Sen. Alvarado’s Powerful, Record-Setting Fifteen Hour Filibuster Shows Democratic Strength in the Continued Fight for the Freedom to Vote
AUSTIN, Texas — At 5:50 p.m. yesterday, Senator Carol Alvarado began her filibuster on the state Senate floor. After 15 hours of unwavering strength, she concluded her testimony against Senate Bill 1 at 8:55 am. This remarkable feat is part of this summer’s trend of Texas Democrats leading the way in the national fight for voting rights.
Senator Alvarado is the first Latina to filibuster the Texas Senate, and overnight her filibuster has earned the title of longest filibuster by a female senator. She is the first to use this parliamentary mechanism in 8 years since Senator Wendy Davis’ famous filibuster in 2013 which lasted 11 hours.
Without food, water, sitting, or leaning, Senator Alvarado spoke for over 15 hours, through the night and into the morning, to defend voting rights and democracy while calling attention to the anti-voter bill SB1. With the support of her Democratic colleagues, she uplifted the voices and testimony of Texans opposed to SB1. Her fellow state Democratic Senators supported the filibuster by asking questions and engaging with Sen. Alvarado about the anti-voter bill. She accepted each request to yield for questions with the condition, “As long as it does not remove me from the floor.”
In her testimony, Senator Alvarado highlighted some of the dangers of passing this legislation into law, “Senate Bill 1 slowly, but surely, chips away at our democracy. It adds, rather than removes, barriers for Texas seniors, persons with disabilities, African Americans, Asian, and Latino voters from the political process. LBJ said the Voting Rights Act stripped away the last major shackle of the fierce ancient bond of slavery. Senate Bill 1 is a regressive step back in the direction of that dark and painful history. ”
Surrounded by her colleagues in her closing remarks, Senator Carol Alvarado said the following:
“Voter suppression anywhere is a threat to democracy everywhere. As we draw this discussion to an end, it is my sincere hope that civil acts by everyday Texans — from the Senate floor to the ballot box — can help to shed light on all important issues. What do we want our democracy to look like? Do we want our state to be more or less inclusive?
“This bill makes it easier to intimidate. After all the rhetoric… This truly comes down to the people who trusted us with their vote, who sent us to Austin to empower their voices — not to silence them.

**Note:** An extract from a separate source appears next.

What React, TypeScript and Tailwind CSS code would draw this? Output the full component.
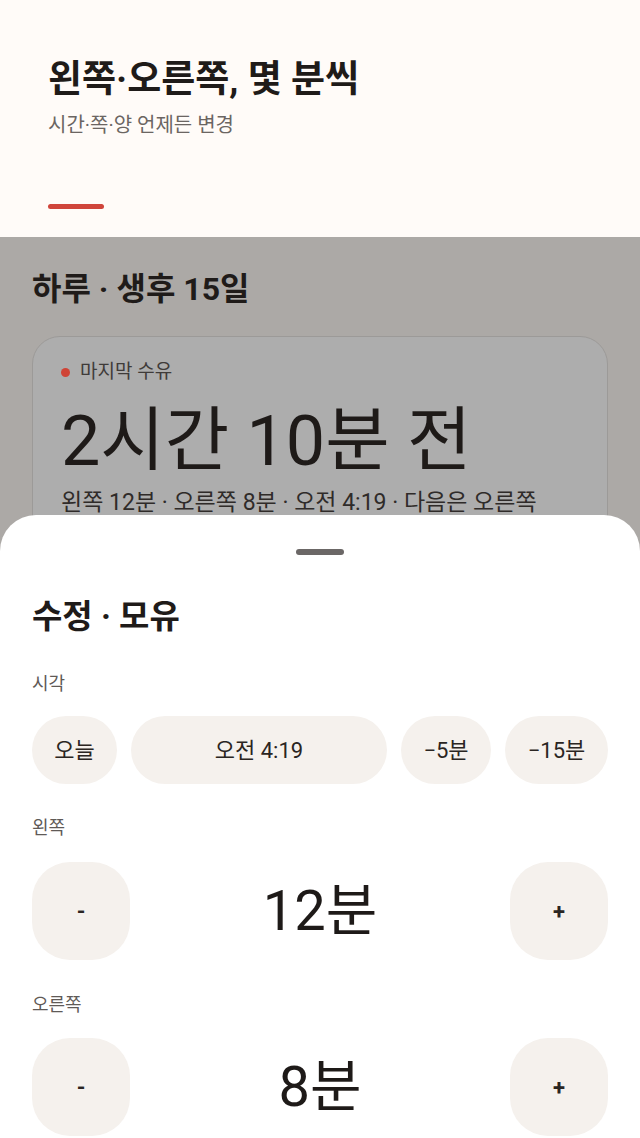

“As the third-largest county in America, I am so proud of the way my county conducted our election. Harris County proved to the rest of the country that you don’t have to sacrifice election integrity to increase access to the electoral process. You can make it easy to vote in a safe and secure way.
Texas Democratic Party Chair Gilberto Hinojosa issued the following statement:
“Texas Democrats couldn’t be more proud of Senator Alvarado’s fifteen-hour filibuster. While Texans slept, Senator Alvarado stood tall and stood firm fighting for our voting rights. Thank you, Senator Alvarado, for your inspiring leadership on this issue.
“Once again, our legislators are leading with integrity and bravery to show the world what it means to be a Texas Democrat — and drawing sharp contrast to the catastrophic and detrimental governance of Texas Republicans.
“Today and every day, we continue our call for all federal legislators to match the courage of our Texas Democrats and pass federal voting rights protections. Our vote is our voice. We will never stop fighting for it.”